5. Employer-provided health insurance benefits continue to disappear. The share of people with employer-provided health insurance dropped from 64.2 percent in 2000 to 55.8 percent in 2009. This is the lowest share since 1987 when the Census started to track these data.
6. Family incomes drop sharply in the recession. Median inflation-adjusted household income fell 3.6 percent in 2008 and by another 0.7 percent in 2009. It stood at $49,777 in 2009, its lowest level in inflation-adjusted dollars since 1997. White family income stood at $54,461, compared to African-American family income, which was $32,584, or 59.8 percent of white income. Hispanic family income was $38,039 in 2009, or 69.8 percent of white income.

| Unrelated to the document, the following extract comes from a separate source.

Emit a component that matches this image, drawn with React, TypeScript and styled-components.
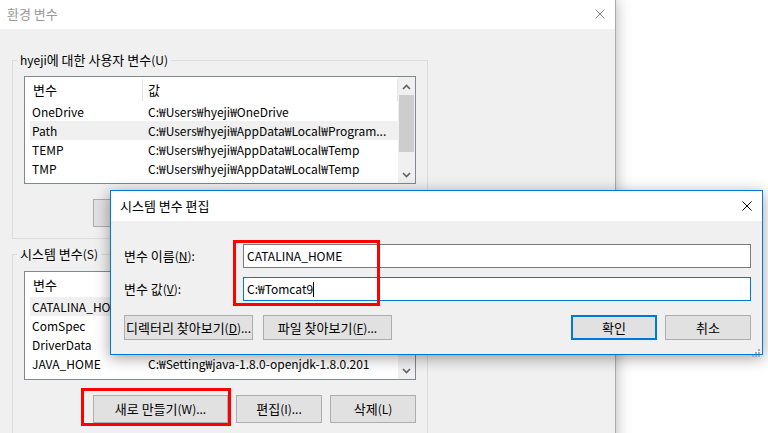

7. Poverty continues to rise. The poverty rate stood at 14.3 percent in 2009—its highest rate since 1994. The African-American poverty rate was 25.8 percent, the Hispanic rate was 25.3 percent, and the white rate was 9.4 percent in 2009. The poverty rate for children under the age of 18 stood at 20.7 percent. More than one-third of African-American children (35.7 percent) lived in poverty in 2009, compared to 11.9 percent of white children and 33.1 percent of Hispanic children.
8. Corporate profits soar. Profits in the nonfinancial corporate sector rose in inflation-adjusted terms by 124.3 percent before taxes and 127.5 percent after taxes from December 2008 to June 2010. Corporate nonfinancial inflation-adjusted profits in December 2009 were thus at their highest point since December 2007, when the recession started.
9. Family wealth losses linger. Total family wealth was $15.8 trillion below its peak in June 2007 even though it increased by $5.3 trillion in 2010 dollars from March 2009—the lowest point during the recession—to June 2010, largely as a result of higher stock prices. Home equity is also recovering, but homeowners on average still own only 40.7 percent of their homes, with the rest owed to mortgage banks.
10. Debt levels are still high. Total household debt equaled 118.4 percent of after-tax income in the second quarter of 2010. This is down from a record high of 130.2 percent in the first quarter of 2008 but still higher than at any point before the second quarter of 2005.
11. Mortgage troubles stay high. One in seven mortgages is delinquent or in foreclosure. The share of mortgages that were delinquent was 9.1 percent in the third quarter of 2010, and the share of mortgages that were in foreclosure was 4.4 percent.
12. Families feel the pressure. Credit card defaults stayed high with 8.4 percent of all credit card debt by the third quarter of 2010—still up 93.3 percent from the fourth quarter of 2007.